The company shipped 93.2 million phones, down 19% over last year, while market share in the mobile device market for the quarter was 37% compared to 39% in the same quarter last year. The average selling price declined from E71 ($94) to E65 ($86).
Revenue from Nokia Siemens Networks decreased 12% to E3 billion ($4 billion), while Devices and Services revenue declined 33% to E6.17 billion ($8.16 billion). Diluted EPS fell 91% to E0.03 ($0.04). Revenue fell in Latin America, Middle East and Africa, and Asia Pacific. In North America it was up 21% at E533m ($705m).
During the quarter the company announced plans to cut approximately 1,700 jobs in a bid to counter the decline in demand. It also announced a voluntary resignation initiative to reduce costs and avoid the need for compulsory job losses. In January, it announced plans to shut down its mobile devices R&D site in Jyvaskyla to concentrate on other R&D facilities in Finland in Tampere, Oulu, Salo, and the Helsinki metropolitan area.

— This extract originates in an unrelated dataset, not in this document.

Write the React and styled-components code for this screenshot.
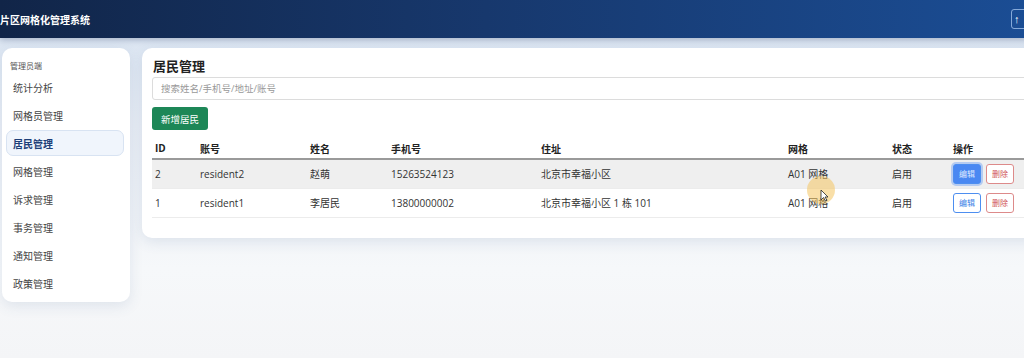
import React from 'react';
import styled, { createGlobalStyle } from 'styled-components';

const GlobalStyle = createGlobalStyle`
  html, body {
    margin: 0;
    padding: 0;
    overflow: hidden;
    font-family: "Open Sans", "Noto Sans CJK SC", sans-serif;
    background: #f4f6f9;
  }
  * { box-sizing: border-box; }
`;

const Page = styled.div`
  width: 1080px;
  height: 358px;
  background: linear-gradient(180deg, #d6e2f1 0%, #e9eef5 35%, #f6f8fa 75%, #f4f5f7 100%);
`;

const Header = styled.header`
  height: 38px;
  display: flex;
  align-items: center;
  justify-content: space-between;
  padding: 0 29px 0 0;
  background: linear-gradient(90deg, #112548 0%, #17386d 45%, #1b4f98 100%);
  box-shadow: 0 2px 6px rgba(15, 37, 80, 0.25);
`;

const Title = styled.h1`
  margin: 0;
  font-size: 10px;
  font-weight: 700;
  color: #fff;
`;

const TopButton = styled.button`
  width: 40px;
  height: 20px;
  border: 1px solid rgba(170, 200, 240, 0.75);
  border-radius: 3px;
  background: transparent;
  color: #fff;
  font-size: 11px;
  text-align: left;
  padding: 0 0 0 2px;
`;

const Body = styled.div`
  display: flex;
  align-items: flex-start;
  gap: 12px;
  padding: 10px 0 0 2px;
`;

const Sidebar = styled.nav`
  width: 128px;
  background: #fff;
  border-radius: 10px;
  box-shadow: 0 4px 14px rgba(60, 90, 140, 0.12);
  padding: 12px 6px 4px 4px;
`;

const SideLabel = styled.div`
  font-size: 8px;
  color: #555;
  padding-left: 4px;
  margin-bottom: 3px;
`;

const SideItem = styled.div`
  height: 26px;
  margin-bottom: 2px;
  display: flex;
  align-items: center;
  padding-left: 6px;
  font-size: 10px;
  border-radius: 7px;
  color: ${(p) => (p.$active ? '#1d3f78' : '#444')};
  font-weight: ${(p) => (p.$active ? 700 : 400)};
  background: ${(p) => (p.$active ? '#f0f5fc' : 'transparent')};
  border: 1px solid ${(p) => (p.$active ? '#d8e3f2' : 'transparent')};
`;

const Main = styled.main`
  position: relative;
  width: 920px;
  background: #fff;
  border-radius: 10px;
  box-shadow: 0 4px 14px rgba(60, 90, 140, 0.12);
  padding: 9px 0 20px 10px;
`;

const MainTitle = styled.h2`
  margin: 0 0 1px 1px;
  font-size: 13px;
  line-height: 19px;
  font-weight: 700;
  color: #222;
`;

const Search = styled.input`
  display: block;
  width: 100%;
  height: 23px;
  border: 1px solid #dcdcdc;
  border-radius: 3px;
  padding: 0 8px;
  font-size: 9.5px;
  font-family: inherit;
  outline: none;
  &::placeholder { color: #999; }
`;

const AddButton = styled.button`
  margin-top: 7px;
  height: 23px;
  padding: 0 9px;
  border: none;
  border-radius: 3px;
  background: #1d8757;
  color: #fff;
  font-size: 9.5px;
  font-family: inherit;
`;

const Table = styled.table`
  margin-top: 8px;
  width: 890px;
  border-collapse: collapse;
  table-layout: fixed;
  font-size: 10px;
  color: #333;
`;

const Th = styled.th`
  text-align: left;
  font-weight: 700;
  height: 21px;
  padding: 0 3px;
  border-bottom: 2px solid #9a9a9a;
  color: #222;
`;

const Tr = styled.tr`
  background: ${(p) => (p.$hover ? '#efefef' : '#fff')};
  border-bottom: 1px solid #ececec;
`;

const Td = styled.td`
  height: 29px;
  padding: 0 3px;
  white-space: nowrap;
`;

const SmallButton = styled.button`
  width: 28px;
  height: 20px;
  margin-right: 5px;
  border-radius: 3px;
  font-size: 8px;
  font-family: inherit;
  padding: 0;
  border: 1px solid ${(p) => (p.$danger ? '#dd8a8a' : '#4d8ef0')};
  color: ${(p) => (p.$danger ? '#d05555' : p.$filled ? '#dde8ff' : '#3d7fe6')};
  background: ${(p) => (p.$filled ? '#4a88f2' : '#fff')};
  box-shadow: ${(p) => (p.$filled ? '0 0 0 2px rgba(110, 160, 245, 0.45)' : 'none')};
`;

const CursorMark = styled.div`
  position: absolute;
  left: 665px;
  top: 128px;
  width: 28px;
  height: 28px;
  border-radius: 50%;
  background: rgba(244, 196, 96, 0.55);
  pointer-events: none;
`;

const CursorArrow = styled.svg`
  position: absolute;
  left: 678px;
  top: 141px;
  pointer-events: none;
`;

const menu = ['统计分析', '网格员管理', '居民管理', '网格管理', '诉求管理', '事务管理', '通知管理', '政策管理'];

const residents = [
  { id: 2, account: 'resident2', name: '赵萌', phone: '15263524123', address: '北京市幸福小区', grid: 'A01 网格', status: '启用' },
  { id: 1, account: 'resident1', name: '李居民', phone: '13800000002', address: '北京市幸福小区 1 栋 101', grid: 'A01 网格', status: '启用' },
];

export default function App() {
  return (
    <>
      <GlobalStyle />
      <Page>
        <Header>
          <Title>片区网格化管理系统</Title>
          <TopButton>↑</TopButton>
        </Header>
        <Body>
          <Sidebar>
            <SideLabel>管理员端</SideLabel>
            {menu.map((m) => (
              <SideItem key={m} $active={m === '居民管理'}>{m}</SideItem>
            ))}
          </Sidebar>
          <Main>
            <MainTitle>居民管理</MainTitle>
            <Search placeholder="搜索姓名/手机号/地址/账号" />
            <AddButton>新增居民</AddButton>
            <Table>
              <colgroup>
                <col style={{ width: 45 }} />
                <col style={{ width: 110 }} />
                <col style={{ width: 81 }} />
                <col style={{ width: 150 }} />
                <col style={{ width: 247 }} />
                <col style={{ width: 104 }} />
                <col style={{ width: 61 }} />
                <col style={{ width: 92 }} />
              </colgroup>
              <thead>
                <tr>
                  <Th>ID</Th>
                  <Th>账号</Th>
                  <Th>姓名</Th>
                  <Th>手机号</Th>
                  <Th>住址</Th>
                  <Th>网格</Th>
                  <Th>状态</Th>
                  <Th>操作</Th>
                </tr>
              </thead>
              <tbody>
                {residents.map((r, i) => (
                  <Tr key={r.id} $hover={i === 0}>
                    <Td>{r.id}</Td>
                    <Td>{r.account}</Td>
                    <Td>{r.name}</Td>
                    <Td>{r.phone}</Td>
                    <Td>{r.address}</Td>
                    <Td>{r.grid}</Td>
                    <Td>{r.status}</Td>
                    <Td>
                      <SmallButton $filled={i === 0}>编辑</SmallButton>
                      <SmallButton $danger>删除</SmallButton>
                    </Td>
                  </Tr>
                ))}
              </tbody>
            </Table>
            <CursorMark />
            <CursorArrow width="9" height="13" viewBox="0 0 9 13">
              <path d="M1 1 L1 11 L3.5 8.5 L5.5 12 L7 11.3 L5 8 L8 8 Z" fill="#fff" stroke="#222" strokeWidth="0.8" />
            </CursorArrow>
          </Main>
        </Body>
      </Page>
    </>
  );
}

Olli Pekka Kallasvuo, chief executive at Nokia, said: In what has been an exceptionally tough environment, we continue to invest in a focused manner in consumer internet services delivered across our broad portfolio of mobile devices. The inventory in the sales channels decreased substantially during Q1 due to extensive destocking by operators and distributors. This adversely impacted our sales volumes in the quarter.
Looking ahead the company said it expects industry mobile device volumes to be up slightly sequentially in the second quarter.